(EXERCISE OBJECTIVE):
Report how many lines below contain the word "html". Give only the number.

(RECORDED DATA):
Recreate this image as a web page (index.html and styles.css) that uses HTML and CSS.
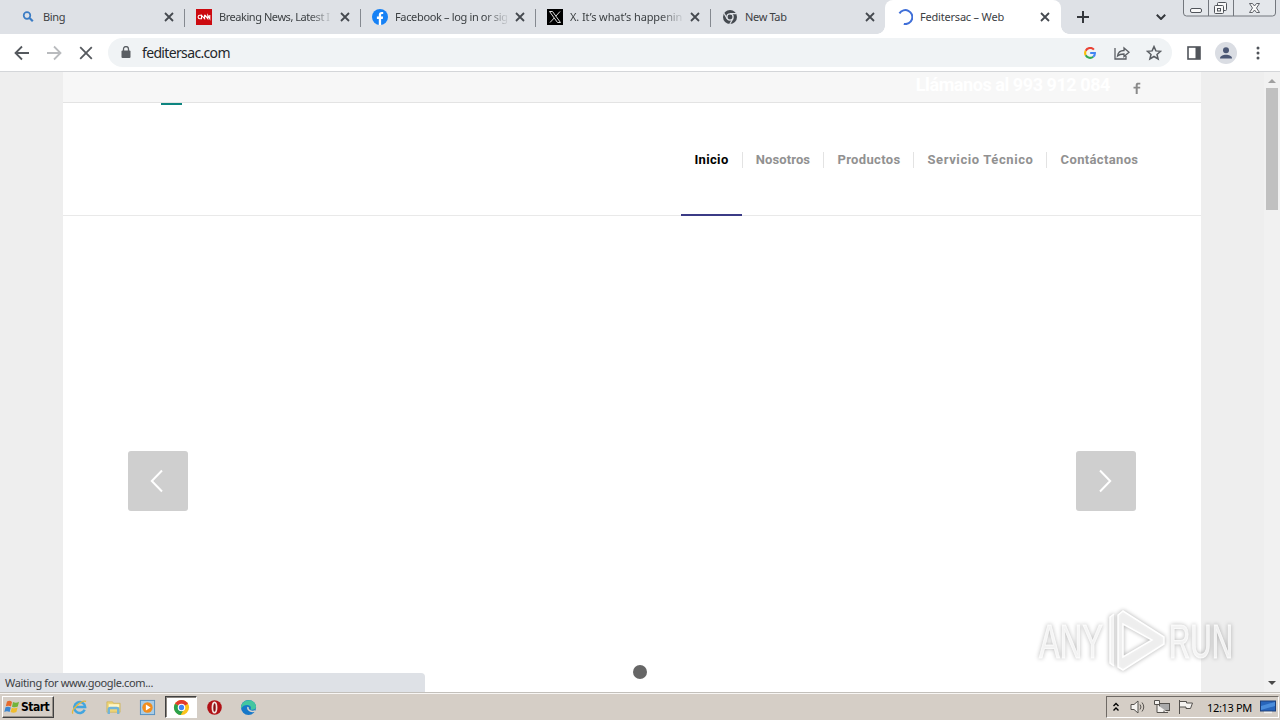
FILE: index.html
```
<!DOCTYPE html>
<html lang="es">
<head>
    <meta charset="UTF-8">
    <meta name="viewport" content="width=device-width, initial-scale=1.0">
    <title>Feditersac – Web</title>
    <link rel="stylesheet" href="styles.css">
</head>
<body>
    <div class="tab-bar">
        <div class="tab t-bing">
            <svg class="favicon" viewBox="0 0 16 16"><circle cx="7" cy="6.5" r="3.3" fill="none" stroke="#3b7cc4" stroke-width="1.7"/><path d="M9.5 9l3.3 3.3" stroke="#3b7cc4" stroke-width="2.2"/></svg>
            <span class="tab-title">Bing</span>
            <svg class="close" viewBox="0 0 10 10"><path d="M1 1l8 8M9 1l-8 8"/></svg>
        </div>
        <div class="tab t-cnn">
            <svg class="favicon" viewBox="0 0 16 16"><rect width="16" height="16" fill="#cc0a10"/><path d="M5.200 6.300H3.800a1.700 1.700 0 0 0 0 3.400h1.700V6.300L8.600 9.700V6.300h.6l2.600 3.400V6.300l2 3.400V6" fill="none" stroke="#fff" stroke-width="1.1"/></svg>
            <span class="tab-title">Breaking News, Latest I</span>
            <svg class="close" viewBox="0 0 10 10"><path d="M1 1l8 8M9 1l-8 8"/></svg>
        </div>
        <div class="tab t-fb">
            <svg class="favicon" viewBox="0 0 16 16"><circle cx="8" cy="8" r="8" fill="#1681f5"/><path d="M6.8 16V10H4.9V7.5h1.9V6c0-2 1.1-3 2.9-3l1.5.1v2h-1c-.9 0-1.1.5-1.1 1.2v1.2h2L10.8 10H9.1v6z" fill="#fff"/></svg>
            <span class="tab-title">Facebook – log in or sig</span>
            <svg class="close" viewBox="0 0 10 10"><path d="M1 1l8 8M9 1l-8 8"/></svg>
        </div>
        <div class="tab t-x">
            <svg class="favicon" viewBox="0 0 16 16"><rect width="16" height="16" fill="#000"/><path d="M2.5 2.500h3l8 11h-3zM13 2.500L8.800 7.200M7.200 9L3 13.500" fill="none" stroke="#ddd" stroke-width="1"/></svg>
            <span class="tab-title">X. It’s what’s happenin</span>
            <svg class="close" viewBox="0 0 10 10"><path d="M1 1l8 8M9 1l-8 8"/></svg>
        </div>
        <div class="tab t-new">
            <svg class="favicon" viewBox="0 0 16 16"><circle cx="8" cy="8" r="7" fill="#454a50"/><circle cx="8" cy="8" r="3.1" fill="#454a50" stroke="#dee1e6" stroke-width="1.3"/><path d="M8 4.700h6.300M5.100 9.600L2 4.300M10.900 9.600L7.800 15" stroke="#dee1e6" stroke-width="1.2"/></svg>
            <span class="tab-title">New Tab</span>
            <svg class="close" viewBox="0 0 10 10"><path d="M1 1l8 8M9 1l-8 8"/></svg>
        </div>
        <div class="tab active">
            <svg class="favicon" viewBox="0 0 16 16"><path d="M1.7 5.800A7 7 0 1 1 8.500 15" transform="rotate(14 8 8)" fill="none" stroke="#3f6fd8" stroke-width="2"/></svg>
            <span class="tab-title">Feditersac – Web</span>
            <svg class="close" viewBox="0 0 10 10"><path d="M1 1l8 8M9 1l-8 8"/></svg>
        </div>
        <svg class="new-tab" viewBox="0 0 12 12"><path d="M6 0v12M0 6h12"/></svg>
        <svg class="tab-search" viewBox="0 0 10 6"><path d="M.8.8L5 5 9.200.8"/></svg>
        <svg class="window-buttons" viewBox="0 0 94 18">
            <path d="M.5 0v13a3 3 0 0 0 3 3h86a3 3 0 0 0 3-3V0M25.500 0v16M50.500 0v16" fill="#e4e7eb" stroke="#73777d"/>
            <g fill="#f8f8f8" stroke="#50545a">
                <rect x="7.5" y="8.5" width="11" height="4" rx="1.5"/>
                <rect x="34.5" y="2.5" width="9" height="8" rx="1"/>
                <rect x="31.5" y="5.5" width="9" height="8" rx="1"/>
                <rect x="34.5" y="8.5" width="3" height="2.5"/>
                <path d="M66.500 3.500h3l2 2.500 2-2.500h3L73.500 8l3 4.500h-3l-2-2.500-2 2.500h-3L69.500 8z" stroke-width=".9"/>
            </g>
        </svg>
    </div>

    <div class="toolbar">
        <svg class="nav-icon back" viewBox="0 0 16 16"><path d="M15 8H2M8 1.500L1.500 8 8 14.500"/></svg>
        <svg class="nav-icon forward" viewBox="0 0 16 16"><path d="M1 8h13M8 1.500L14.500 8 8 14.500"/></svg>
        <svg class="nav-icon stop" viewBox="0 0 16 16"><path d="M2.200 2.200l11.600 11.600M13.800 2.200L2.200 13.800"/></svg>
        <div class="address">
            <svg class="lock" viewBox="0 0 10 12"><rect x=".5" y="4.5" width="9" height="7.5" rx="1" fill="#5a5e63"/><path d="M2.500 5V3a2.500 2.500 0 0 1 5 0v2" fill="none" stroke="#5a5e63" stroke-width="1.3"/></svg>
            <span class="url">feditersac.com</span>
            <svg class="google" viewBox="0 0 12 12" fill="none" stroke-width="2.1"><path d="M9.900 2.600A5 5 0 0 0 1.700 3.700" stroke="#ea4335"/><path d="M1.700 3.700a5 5 0 0 0 0 4.600" stroke="#fbbc05"/><path d="M1.700 8.300a5 5 0 0 0 7.500 1.500" stroke="#34a853"/><path d="M9.200 9.800A4.600 4.600 0 0 0 10.900 6H6.200" stroke="#4285f4"/></svg>
            <svg class="share" viewBox="0 0 16 16"><path d="M1 3v11h11v-3M3.500 11C4 7.500 6.500 5.500 10 5.500V3l5 4.300-5 4.200V9C7 9 5 9.500 3.500 11z"/></svg>
            <svg class="star" viewBox="0 0 16 16"><path d="M8 1.600l1.900 4.300 4.700.4-3.600 3.100 1.100 4.600L8 11.500 3.900 14 5 9.400 1.400 6.300l4.700-.4z"/></svg>
        </div>
        <svg class="side-panel" viewBox="0 0 14 14"><rect x="1" y="1" width="12" height="12" fill="none" stroke="#50545a" stroke-width="1.6"/><rect x="8.5" y="1" width="4.5" height="12" fill="#50545a"/></svg>
        <svg class="profile" viewBox="0 0 22 22"><circle cx="11" cy="11" r="11" fill="#dadde3"/><circle cx="11" cy="8.2" r="3" fill="#4b5774"/><path d="M5 16.500c0-5 12-5 12 0z" fill="#4b5774"/></svg>
        <svg class="more" viewBox="0 0 4 14"><circle cx="2" cy="2" r="1.5"/><circle cx="2" cy="7" r="1.5"/><circle cx="2" cy="12" r="1.5"/></svg>
    </div>

    <div class="viewport">
        <div class="page">
            <div class="topbar">
                <span class="phone">Llámanos al 993 912 084</span>
                <svg class="facebook" viewBox="0 0 8 12"><path d="M2.700 12V6.500H.5V4.700h2.200V3.200C2.700 1.400 3.700.8 5.200.8h2.100v1.700H5.800c-.8 0-1.100.3-1.100 1v1.200h2.500v1.800H4.700V12z" fill="#8a8a8a"/></svg>
            </div>
            <div class="header">
                <div class="logo"></div>
                <nav class="menu">
                    <a class="item inicio current">Inicio</a>
                    <a class="item nosotros">Nosotros</a>
                    <a class="item productos">Productos</a>
                    <a class="item servicio">Servicio Técnico</a>
                    <a class="item contacto">Contáctanos</a>
                </nav>
            </div>
            <div class="slider">
                <a class="arrow"><svg viewBox="0 0 14 24"><path d="M12 1.500L1.800 12 12 22.500"/></svg></a>
                <a class="arrow"><svg viewBox="0 0 14 24"><path d="M2 1.500L12.200 12 2 22.500"/></svg></a>
                <span class="dot"></span>
            </div>
        </div>
        <div class="scrollbar">
            <svg class="scroll-arrow up" viewBox="0 0 8 4"><path d="M0 4l4-4 4 4z"/></svg>
            <div class="thumb"></div>
            <svg class="scroll-arrow down" viewBox="0 0 8 4"><path d="M0 0l4 4 4-4z"/></svg>
        </div>
        <div class="status">Waiting for www.google.com...</div>
        <svg class="watermark" viewBox="0 0 210 72">
            <g class="mark-text">
                <text x="8" y="54" textLength="64" lengthAdjust="spacingAndGlyphs">ANY</text>
                <text x="138" y="54" textLength="64" lengthAdjust="spacingAndGlyphs">RUN</text>
            </g>
            <g class="mark-logo">
                <path d="M92 7l41 26v7L92 66l-5-3V11zM92 20v33l29-17zM83 10l-4 3v46l4 3"/>
            </g>
        </svg>
    </div>

    <div class="taskbar">
        <div class="start">
            <svg class="flag" viewBox="0 0 16 14"><path d="M3 1.500Q6 0 8 2L7 6.500Q4.500 5 1.800 6.300z" fill="#e66b2c"/><path d="M9 2q3 1.500 6-.2L13.800 6.500Q11 8 8 6.700z" fill="#72b43b"/><path d="M1.500 7.300Q4 6 6.800 7.500L5.600 12Q3 10.500.3 12z" fill="#3b86d0"/><path d="M7.800 7.700q3 1.300 5.800-.2L12.400 12q-3 1.600-5.800 0z" fill="#f0bd2d"/></svg>
            <span>Start</span>
        </div>
        <div class="task"><svg viewBox="0 0 18 18"><path d="M14.500 11.500A5.800 5.800 0 1 1 15 8.500H5" fill="none" stroke="#42a5df" stroke-width="2.6"/><path d="M2 15.500C-.5 12 11 .5 16 2.500" fill="none" stroke="#e5b83c" stroke-width="1.4"/></svg></div>
        <div class="task"><svg viewBox="0 0 18 18"><path d="M2 3h6l1 1.500h7V14H2z" fill="#eed577" stroke="#cbb053" stroke-width=".7"/><path d="M4 7h11" stroke="#fff7c6" stroke-width="3"/><path d="M4 16v-5q0-1.500 1.500-1.500h7Q14 9.500 14 11v5" fill="none" stroke="#70b4d9" stroke-width="2.5"/></svg></div>
        <div class="task"><svg viewBox="0 0 18 18"><rect x="1.5" y="1.5" width="15" height="15" fill="#a9cce5" stroke="#538fc2"/><circle cx="9" cy="9" r="5.5" fill="#f28d1d"/><path d="M7.300 5.800l5 3.200-5 3.200z" fill="#fff"/></svg></div>
        <div class="task pressed"><svg viewBox="0 0 18 18"><circle cx="9" cy="9" r="8" fill="#fbc31c"/><path d="M9 9L2.100 5A8 8 0 0 1 15.900 5z" fill="#e33b2e"/><path d="M9 9L2.100 5a8 8 0 0 0 6 12L12 10z" fill="#2ba14b"/><circle cx="9" cy="9" r="3.4" fill="#4285f4" stroke="#fff" stroke-width="1.2"/></svg></div>
        <div class="task opera"><svg viewBox="0 0 18 18"><circle cx="9" cy="9" r="7.7" fill="#b11116"/><ellipse cx="9" cy="9" rx="2.2" ry="5.5" fill="#861014" stroke="#f3e3e0" stroke-width="1.8"/></svg></div>
        <div class="task"><svg viewBox="0 0 18 18"><circle cx="9" cy="9" r="8" fill="#1778c9"/><path d="M2 5.500C5-.5 16-.5 17 8c0 3-3 4-6 3 1-1 1-4-2-4.500C6 6 3 7 1.200 10 .8 8 1.200 7 2 5.500z" fill="#43c6a0"/><path d="M8.500 8.500c-1 3 3 5.500 7.500 4.300" fill="none" stroke="#d8d4cc" stroke-width="1.6"/></svg></div>
        <div class="tray">
            <svg class="chevrons" viewBox="0 0 6 10"><path d="M.5 4L3 1.500 5.500 4M.5 8.500L3 6l2.500 2.500"/></svg>
            <svg class="tray-icon" viewBox="0 0 16 16"><path d="M1 5.500h3L8 2v12l-4-3.500H1z"/><path d="M10 5.500q2 2.500 0 5M12 3.500q3.500 4.500 0 9" fill="none"/></svg>
            <svg class="tray-icon" viewBox="0 0 16 16"><rect x="5.5" y="4.5" width="10" height="7" fill="#aaa"/><path d="M.5 1.500h5v4h-5zM3 5.500v8h11M10 11.500v2"/></svg>
            <svg class="tray-icon" viewBox="0 0 16 16"><path d="M1.500 1v14M1.500 2.500h7V4h6l-2 5.500H8V8H1.500z"/></svg>
            <span class="clock">12:13 PM</span>
            <svg class="desktop" viewBox="0 0 16 14"><rect x=".5" y="1" width="15" height="10" fill="#2865bb" stroke="#1d3f79"/><path d="M1 6L15 2v4L1 10z" fill="#4b8ddb"/><path d="M4 12.500h8" stroke="#eee" stroke-width="1.5"/></svg>
        </div>
    </div>
</body>
</html>
```
FILE: styles.css
```
* {
    box-sizing: border-box;
}

body {
    margin: 0;
    width: 1280px;
    height: 720px;
    overflow: hidden;
    display: flex;
    flex-direction: column;
    font-family: "Noto Sans", sans-serif;
    font-size: 11px;
    color: #3c4043;
}

svg {
    display: block;
    flex: none;
}

/* Tabs */
.tab-bar {
    height: 34px;
    flex: none;
    display: flex;
    background-color: #dee1e6;
    padding-left: 10px;
}

.tab {
    width: 175px;
    height: 34px;
    display: flex;
    align-items: center;
    padding: 0 11px;
    letter-spacing: -0.35px;
    background: linear-gradient(#858990, #858990) right 9px / 1px 18px no-repeat;
}

.t-bing {
    padding-left: 10px;
}

.t-cnn {
    width: 176px;
    letter-spacing: -0.45px;
}

.t-x {
    letter-spacing: -0.1px;
}

.t-new {
    width: 174px;
    padding-right: 10px;
    background: none;
}

.tab.active {
    position: relative;
    width: 176px;
    padding-left: 12px;
    letter-spacing: -0.2px;
    background: #fff;
    border-radius: 8px 8px 0 0;
}

.tab.active::before,
.tab.active::after {
    content: "";
    position: absolute;
    bottom: 0;
    left: -8px;
    width: 8px;
    height: 8px;
    background: radial-gradient(circle at 0 0, transparent 7.5px, #fff 8px);
}

.tab.active::after {
    left: auto;
    right: -8px;
    background: radial-gradient(circle at 100% 0, transparent 7.5px, #fff 8px);
}

.favicon {
    width: 16px;
    height: 16px;
    margin-right: 7px;
}

.tab-title {
    flex: 1;
    width: 0;
    white-space: nowrap;
    margin-right: 5px;
    position: relative;
    top: -1px;
}

.t-cnn .tab-title,
.t-fb .tab-title,
.t-x .tab-title {
    -webkit-mask-image: linear-gradient(to right, #000 90px, transparent 115px);
    mask-image: linear-gradient(to right, #000 90px, transparent 115px);
}

.close {
    width: 10px;
    height: 10px;
    fill: none;
    stroke: #45494f;
    stroke-width: 1.8;
}

.new-tab {
    width: 12px;
    height: 12px;
    margin: 11px 0 0 16px;
    stroke: #34373c;
    stroke-width: 2;
}

.tab-search {
    width: 10px;
    height: 6px;
    margin: 14px 0 0 67px;
    fill: none;
    stroke: #34373c;
    stroke-width: 2;
}

.window-buttons {
    width: 94px;
    height: 18px;
    margin-left: 17px;
}

/* Toolbar */
.toolbar {
    height: 38px;
    flex: none;
    display: flex;
    align-items: center;
    background-color: #fff;
    border-bottom: 1px solid #d4d6d9;
    padding-left: 14px;
}

.nav-icon {
    width: 16px;
    height: 16px;
    margin-right: 16px;
    fill: none;
    stroke: #55595e;
    stroke-width: 1.8;
}

.forward {
    stroke: #b9bbbe;
}

.stop {
    margin-right: 14px;
}

.address {
    width: 1064px;
    height: 29px;
    display: flex;
    align-items: center;
    border-radius: 15px;
    background-color: #f0f3f5;
    padding: 0 10px 0 13px;
}

.lock {
    width: 10px;
    height: 12px;
    margin: -2px 11px 0 0;
}

.url {
    flex: 1;
    font-size: 14px;
    letter-spacing: -0.65px;
    color: #24272b;
}

.google {
    width: 12px;
    height: 12px;
    margin-right: 18px;
}

.share,
.star {
    width: 16px;
    height: 16px;
    fill: none;
    stroke: #5a5e63;
    stroke-width: 1.3;
}

.share {
    margin-right: 16px;
}

.star {
    stroke-width: 1.5;
}

.side-panel {
    width: 14px;
    height: 14px;
    margin-left: 15px;
}

.profile {
    width: 22px;
    height: 22px;
    margin-left: 14px;
}

.more {
    width: 4px;
    height: 14px;
    margin-left: 19px;
    fill: #50545a;
}

/* Page */
.viewport {
    position: relative;
    height: 620px;
    flex: none;
    display: flex;
    background-color: #eee;
    padding-left: 63px;
}

.page {
    width: 1138px;
    height: 620px;
    display: flex;
    flex-direction: column;
    background-color: #fff;
    font-family: Roboto, sans-serif;
}

.topbar {
    height: 31px;
    display: flex;
    justify-content: flex-end;
    background-color: #f7f7f7;
    border-bottom: 1px solid #e3e3e3;
    padding-right: 60px;
}

.phone {
    font-size: 18px;
    line-height: 26px;
    font-weight: bold;
    color: #fff;
    letter-spacing: -0.43px;
    margin-right: 23px;
}

.facebook {
    width: 8px;
    height: 12px;
    margin-top: 10px;
}

.header {
    height: 113px;
    display: flex;
    justify-content: space-between;
    border-bottom: 1px solid #e9e9e9;
    padding-right: 49px;
}

.logo {
    width: 21px;
    height: 2px;
    margin-left: 98px;
    background-color: #0d8580;
}

.menu {
    display: flex;
    height: 113px;
}

.item {
    display: flex;
    align-items: center;
    justify-content: center;
    font-size: 13px;
    font-weight: bold;
    color: #919191;
    white-space: nowrap;
    letter-spacing: 0.35px;
    background: linear-gradient(#e3e3e3, #e3e3e3) right 49px / 1px 16px no-repeat;
}

.item.current {
    color: #000;
    border-bottom: 2px solid #3b3b86;
    padding-top: 2px;
}

.inicio {
    width: 61px;
    background: none;
}

.nosotros {
    width: 82px;
    letter-spacing: 0.1px;
    background: linear-gradient(#e3e3e3, #e3e3e3) left 49px / 1px 16px no-repeat, linear-gradient(#e3e3e3, #e3e3e3) right 49px / 1px 16px no-repeat;
}

.productos {
    width: 90px;
}

.servicio {
    width: 133px;
    letter-spacing: 0.6px;
}

.contacto {
    width: 105px;
    background: none;
}

.slider {
    position: relative;
    flex: 1;
    display: flex;
    justify-content: space-between;
    align-items: center;
    padding: 54px 65px 0;
}

.arrow {
    width: 60px;
    height: 60px;
    display: flex;
    align-items: center;
    justify-content: center;
    border-radius: 3px;
    background-color: #cfcfcf;
    padding-right: 2px;
}

.arrow svg {
    width: 14px;
    height: 24px;
    fill: none;
    stroke: #fff;
    stroke-width: 2;
}

.dot {
    position: absolute;
    left: 570px;
    bottom: 13px;
    width: 14px;
    height: 14px;
    border-radius: 50%;
    background-color: #666;
}

.scrollbar {
    width: 16px;
    height: 620px;
    margin-left: auto;
    display: flex;
    flex-direction: column;
    align-items: center;
    background-color: #f1f1f1;
}

.scroll-arrow {
    width: 8px;
    height: 4px;
}

.up {
    margin: 7px 0 5px;
    fill: #a0a0a0;
}

.down {
    margin: auto 0 7px;
    fill: #4a4a4a;
}

.thumb {
    width: 12px;
    height: 122px;
    background-color: #c0c0c0;
}

.status {
    position: absolute;
    left: 0;
    bottom: 0;
    width: 425px;
    height: 19px;
    line-height: 20px;
    padding-left: 5px;
    letter-spacing: -0.36px;
    border-radius: 0 4px 0 0;
    background-color: #dee1e6;
}

.watermark {
    position: absolute;
    left: 1031px;
    top: 532px;
    width: 210px;
    height: 72px;
    filter: drop-shadow(0 0 2px rgba(0, 0, 0, 0.35));
}

.mark-text {
    font-family: "Liberation Sans", sans-serif;
    font-size: 49px;
    fill: #fff;
    fill-opacity: 0.75;
    stroke: #fff;
    stroke-opacity: 0.75;
}

.mark-logo {
    fill: #fff;
    fill-opacity: 0.75;
    fill-rule: evenodd;
    stroke: #fff;
    stroke-width: 1.5;
}

/* Taskbar */
.taskbar {
    height: 28px;
    flex: none;
    display: flex;
    align-items: center;
    background-color: #d5cec6;
    border-top: 1px solid #c3c0bb;
    box-shadow: inset 0 1px #f8f6f4;
    padding: 1px 1px 0 2px;
}

.start {
    width: 52px;
    height: 22px;
    display: flex;
    align-items: center;
    border: 1px solid;
    border-color: #fff #404040 #404040 #fff;
    box-shadow: inset -1px -1px #969089;
    padding-left: 1px;
    margin-right: 9px;
    font-family: "DejaVu Sans Condensed", "DejaVu Sans", sans-serif;
    font-size: 12px;
    font-weight: bold;
    letter-spacing: -0.5px;
    color: #000;
}

.flag {
    width: 16px;
    height: 14px;
    margin-right: 1px;
}

.task {
    width: 32px;
    height: 22px;
    margin-right: 2px;
    display: flex;
    align-items: center;
    justify-content: center;
}

.task svg {
    width: 17px;
    height: 17px;
}

.opera {
    margin-left: -1px;
}

.pressed {
    background-color: #fff;
    border: 1px solid;
    border-color: #404040 #fff #fff #404040;
    box-shadow: inset 1px 1px #8b8680;
}

.tray {
    width: 173px;
    height: 22px;
    margin-left: auto;
    display: flex;
    align-items: center;
    border: 1px solid;
    border-color: #6f6a65 #fff #fff #6f6a65;
    padding-left: 6px;
}

.chevrons {
    width: 6px;
    height: 10px;
    fill: none;
    stroke: #000;
    stroke-width: 1.4;
    margin-right: 11px;
}

.tray-icon {
    width: 16px;
    height: 16px;
    margin-right: 8px;
    fill: #f5f3f0;
    stroke: #55524e;
}

.clock {
    font-size: 11px;
    letter-spacing: -0.35px;
    color: #000;
    white-space: nowrap;
    margin-left: 5px;
}

.desktop {
    width: 16px;
    height: 14px;
    margin: 0 2px 0 auto;
}
```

(TASK ANSWER):
5